When I made my beef stew, a few months ago, I had gotten a pack of beef stew meat at Costco. We really loved how tender and high quality the meat was, but it was much too large a portion for the two of us, so I subdivided it.
Without much inspiration for dinner this week, I took out a package of the stew beef and thought I’d make stew again. Then I remembered this recipe for Italian beef, that a decluttering blogger I follow had posted. I can’t say I’ve ever encountered Italian beef, and it honestly wouldn’t be my thing, even if I had. I find beef sandwiches heavy and fatty and stringy (except the rare roast beef sandwich at my favorite local deli, which is completely 100 percent wonderful.) Put au jus on that plate and they’re soggy, too! Not a good thing.
But I was intrigued by the recipe. It called for giardiniera, which I had never heard of. I googled it, and discovered it was pickled vegetables, several homemade jars of which I have in my garage. I like it and made several large jars awhile ago, but we haven’t gone through it at quite the pace I thought we might. An outlet through which I could get rid of whole jars at a time is pretty attractive at this point. Plus, the acid of the pickling brine would cut through some of the heavy, fatty, unctuousness of the beef. Mom likes beef sandwiches more than I do, and she’s been a good sport about pet care during my traveling (and I was telling her about the next two times she’ll be stuck with the zoo, so…)
It’s also an excuse to use the Crock Pot. It’s nice to be building up some positive associations with my least favorite kitchen appliance that takes up huge amounts of room.
So I did it. I used miso broth, instead of beef broth, which was what I had on hand. I didn’t have red peppers on hand, and mom is an onion fan, so I had her thinly slice a couple of large onions into the Crock Pot, and I picked some red peppers up on my lunch hour.
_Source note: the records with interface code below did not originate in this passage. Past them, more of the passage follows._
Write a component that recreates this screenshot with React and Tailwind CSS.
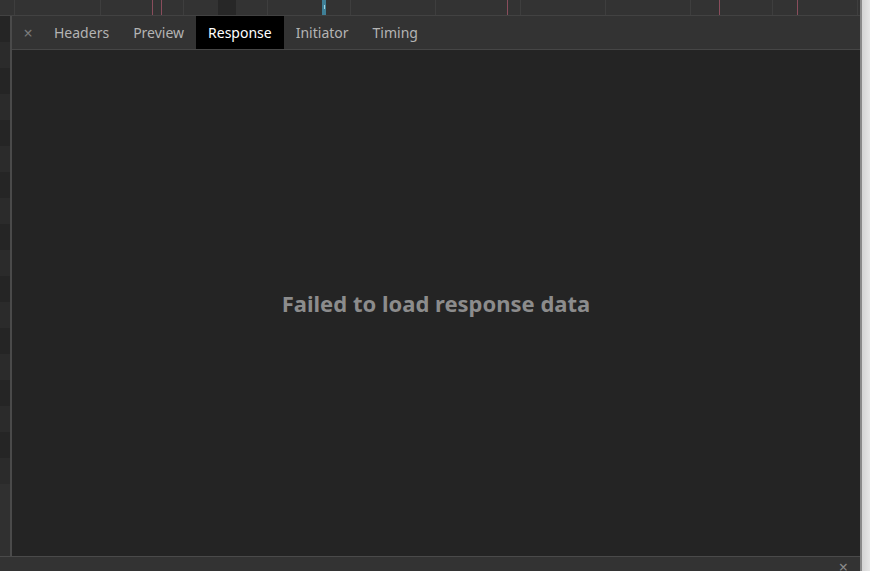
import React from 'react';

const tabs = ['Headers', 'Preview', 'Response', 'Initiator', 'Timing'];

// waterfall strip above the panel
function Waterfall() {
  const grid = [14, 100, 183, 267, 350, 435, 520, 605, 690, 772, 857];
  const red = [152, 161, 507, 719, 797];
  return (
    <svg width="860" height="16" className="block">
      <rect x="0" y="0" width="860" height="16" fill="#333333" />
      <rect x="218" y="0" width="18" height="15" fill="#272727" />
      {grid.map((x) => (
        <rect key={x} x={x} y="0" width="1" height="15" fill="#3e3e3e" />
      ))}
      {red.map((x) => (
        <rect key={x} x={x} y="0" width="1" height="15" fill="#8a4d5c" />
      ))}
      <rect x="322" y="0" width="4" height="15" fill="#3f7f96" />
      <rect x="324" y="5" width="1" height="4" fill="#9fd3e3" />
      <rect x="0" y="15" width="860" height="1" fill="#424242" />
    </svg>
  );
}

function LeftStrip() {
  const rows = Array.from({ length: 18 });
  return (
    <div className="w-[10px] flex flex-col bg-[#262626]">
      {rows.map((_, i) => (
        <div key={i} className={`h-[26px] ${i % 2 ? 'bg-[#2b2b2b]' : 'bg-[#252525]'}`} />
      ))}
      <div className="flex-1 bg-[#303030]" />
    </div>
  );
}

export default function App() {
  return (
    <div className="w-[870px] h-[571px] flex overflow-hidden bg-[#242424]" style={{ fontFamily: '"Noto Sans", "Open Sans", sans-serif' }}>
      <div className="w-[860px] flex flex-col">
        <Waterfall />
        <div className="flex flex-1 min-h-0">
          <LeftStrip />
          <div className="w-[2px] bg-[#4a4a4a]" />
          <div className="flex-1 flex flex-col">
            <div className="h-[34px] flex items-stretch bg-[#333333] border-b border-[#464646]">
              <div className="w-[30px] flex items-center justify-center text-[#7a7a7a] text-[16px] pl-[2px]">×</div>
              <div className="flex items-stretch">
                {tabs.map((t) => (
                  <div
                    key={t}
                    className={`px-[12px] flex items-center text-[14px] ${
                      t === 'Response' ? 'bg-black text-white' : 'text-[#b4b4b4]'
                    }`}
                  >
                    {t}
                  </div>
                ))}
              </div>
            </div>
            <div className="flex-1 flex items-center justify-center">
              <div className="text-[22px] font-bold text-[#8c8c8c] mt-[1px]">Failed to load response data</div>
            </div>
          </div>
        </div>
        <div className="h-[15px] bg-[#333333] border-t border-[#4a4a4a] flex justify-end pr-[12px]">
          <span className="text-[#8a8a8a] text-[16px] leading-[20px]">×</span>
        </div>
      </div>
      <div className="w-[10px] flex">
        <div className="w-[2px] bg-[#8a8a8a]" />
        <div className="flex-1 bg-gradient-to-r from-[#d4d4d4] to-[#e6e6e6]" />
      </div>
    </div>
  );
}
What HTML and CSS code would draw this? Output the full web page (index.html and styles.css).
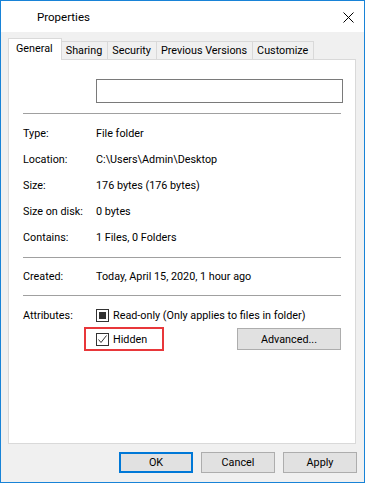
FILE: index.html
```html
<!DOCTYPE html>
<html lang="en">
  <head>
    <meta charset="UTF-8" />
    <title>Properties</title>
    <link rel="stylesheet" href="styles.css">
  </head>
  <body>
    <div class="window">
      <div class="titlebar">
        <span class="title">Properties</span>
        <svg class="close" width="11" height="11" viewBox="0 0 11 11">
          <path d="M0.5 0.5 L10.5 10.5 M10.5 0.5 L0.5 10.5" stroke="#000" stroke-width="1" fill="none" />
        </svg>
      </div>

      <div class="tabs">
        <div class="tab active">General</div>
        <div class="tab">Sharing</div>
        <div class="tab">Security</div>
        <div class="tab">Previous Versions</div>
        <div class="tab">Customize</div>
      </div>

      <div class="panel">
        <div class="name-row">
          <input type="text" class="name-input" />
        </div>
        <hr class="sep first" />

        <div class="row"><span class="label">Type:</span><span>File folder</span></div>
        <div class="row"><span class="label">Location:</span><span>C:\Users\Admin\Desktop</span></div>
        <div class="row"><span class="label">Size:</span><span>176 bytes (176 bytes)</span></div>
        <div class="row"><span class="label">Size on disk:</span><span>0 bytes</span></div>
        <div class="row"><span class="label">Contains:</span><span>1 Files, 0 Folders</span></div>

        <hr class="sep" />
        <div class="row"><span class="label">Created:</span><span>Today, April 15, 2020, 1 hour ago</span></div>
        <hr class="sep last" />

        <div class="attributes">
          <span class="label">Attributes:</span>
          <div class="attr-list">
            <div class="check-line">
              <span class="box mixed"><span class="fill"></span></span>
              <span>Read-only (Only applies to files in folder)</span>
            </div>
            <div class="check-line second">
              <span class="highlight">
                <span class="box">
                  <svg width="11" height="11" viewBox="0 0 11 11">
                    <path d="M1.5 5.5 L4 8.5 L9.5 1.5" stroke="#333" stroke-width="1" fill="none" />
                  </svg>
                </span>
                <span>Hidden</span>
              </span>
              <button class="btn advanced">Advanced...</button>
            </div>
          </div>
        </div>
      </div>

      <div class="actions">
        <button class="btn default">OK</button>
        <button class="btn">Cancel</button>
        <button class="btn">Apply</button>
      </div>
    </div>
  </body>
</html>
```

FILE: styles.css
```css
html {
  box-sizing: border-box;
}

*,
*:before,
*:after {
  box-sizing: inherit;
}

body {
  margin: 0;
  font-family: Roboto, "Liberation Sans", sans-serif;
  font-size: 10.8px;
  color: #000;
}

.window {
  width: 365px;
  height: 483px;
  border: 1px solid #1883d7;
  background: #f0f0f0;
  display: flex;
  flex-direction: column;
}

.titlebar {
  height: 31px;
  background: #fff;
  display: flex;
  align-items: center;
  justify-content: space-between;
  padding: 0 10px 0 36px;
}

.title {
  font-size: 11.5px;
}

.close {
  margin-top: 1px;
}

.tabs {
  display: flex;
  align-items: flex-end;
  padding: 6px 0 0 7px;
  position: relative;
  z-index: 1;
}

.tab {
  height: 18px;
  padding: 0 5px 0 4px;
  border: 1px solid #d9d9d9;
  border-bottom: none;
  margin-left: -1px;
  background: #f0f0f0;
  display: flex;
  align-items: center;
}

.tab.active {
  height: 22px;
  margin-left: 0;
  margin-right: -1px;
  padding: 0 8px 3px 7px;
  background: #fff;
  margin-bottom: -1px;
  position: relative;
  z-index: 2;
}

.tab.active + .tab {
  margin-left: 0;
}

.panel {
  margin: 0 8px 0 7px;
  height: 385px;
  background: #fff;
  border: 1px solid #d9d9d9;
  padding: 19px 14px 0 14px;
}

.name-row {
  padding-left: 73px;
}

.name-input {
  display: block;
  width: 247px;
  height: 24px;
  margin: 0;
  border: 1px solid #7a7a7a;
  padding: 0 4px;
  font: inherit;
}

.sep {
  border: none;
  border-top: 1px solid #a0a0a0;
  margin: 7px 0 5px 0;
  width: 318px;
  height: 0;
}

.sep.first {
  margin: 10px 0 6px 0;
}

.sep.last {
  margin: 6px 0 8px 0;
}

.row {
  display: flex;
  align-items: center;
  height: 26px;
}

.label {
  width: 73px;
  flex-shrink: 0;
}

.attributes {
  display: flex;
}

.attributes .label {
  height: 23px;
  display: flex;
  align-items: center;
}

.attr-list {
  display: flex;
  flex-direction: column;
  flex: 1;
}

.check-line {
  display: flex;
  align-items: center;
  height: 23px;
  gap: 4px;
}

.check-line.second {
  height: 24px;
  justify-content: space-between;
}

.box {
  width: 13px;
  height: 13px;
  border: 1px solid #333;
  background: #fff;
  display: flex;
  align-items: center;
  justify-content: center;
  flex-shrink: 0;
}

.box.mixed .fill {
  width: 7px;
  height: 7px;
  background: #333;
}

.highlight {
  display: flex;
  align-items: center;
  gap: 4px;
  height: 24px;
  margin-left: -12px;
  padding: 0 15px 0 10px;
  border: 2px solid #e8373a;
}

.btn {
  margin: 0;
  height: 21px;
  width: 74px;
  border: 1px solid #adadad;
  background: #e1e1e1;
  font: inherit;
  color: #000;
  padding: 0;
}

.btn.advanced {
  width: 104px;
  height: 22px;
}

.btn.default {
  border: 2px solid #0078d7;
}

.actions {
  display: flex;
  justify-content: flex-end;
  gap: 8px;
  padding: 8px 7px 0 0;
}
```
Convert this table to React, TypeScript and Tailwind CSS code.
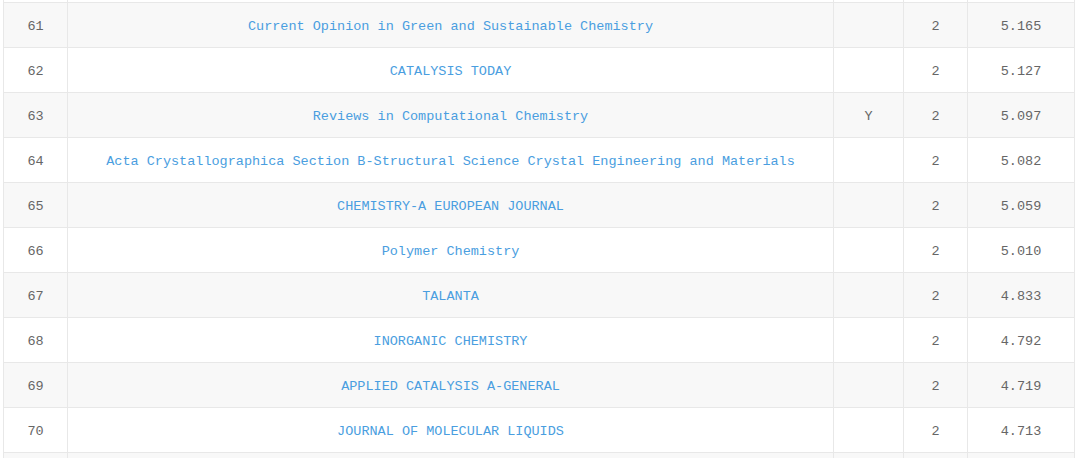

Mom is always talking about “no double carbs!” which is a principle to which she adheres inconsistently, but I was kind of jammed on a side dish. Everyone says “potato chips,” but with the bread, that’s a double-carb. I wanted to find a healthier option. My googling led me to this— Mom doesn’t like hot and cold together, so I was looking for a warm vegetable salad. I found this one, which is also double carbs, but it’s an intriguing spin on potato salad. It’s also pretty red pepper heavy, which had me thinking about ways to round down, there. My mom likes them less than I do, and I worried that they’d combine to disrupt her enjoyment overall. Between the two recipes, it called for five to six red peppers. I bought two red and one orange, and threw a couple of overripe tomatoes into the CrockPot to offset the reduction in volume (with the onions). I put the orange roasted pepper in the salad and 1 1/2 of the red peppers in the beef and the remaining half roasted red pepper into the salad. I used rice vinegar instead of white wine vinegar, because I had it on hand, and I did zest of a past-due lime with bottled lemon juice, which worked out fine.
I cooked the potatoes and green beans more than I would like, because that’s how mom likes her vegetables. The salad was warm and simultaneously fresh and interesting. I liked it, and mom (who has not been much for some of the salads I’ve enjoyed) saw a lot of potential for it, and kept saying “this would be really good with fried chicken and x and y” and listing favorite meals.
I toasted ciabatta rolls with a slice of provolone on each side. It was good to up the crusty factor of the bread and simultaneously provide a barrier, with the cheese, that prevented a very juicy filling from making the bread soggy. There was definitely enough liquid that I could have served it with jus, and the jus was definitely a great part of it, with the tang of the pickled veg and the faint flavor of the miso.
I think the best thing about it was that it was an offbeat choice. I don’t do a lot of dinner sandwiches, so it was a little unexpected, and we’re enjoying warm weather, so it was nice to do something a little less comprehensive than most winter meals.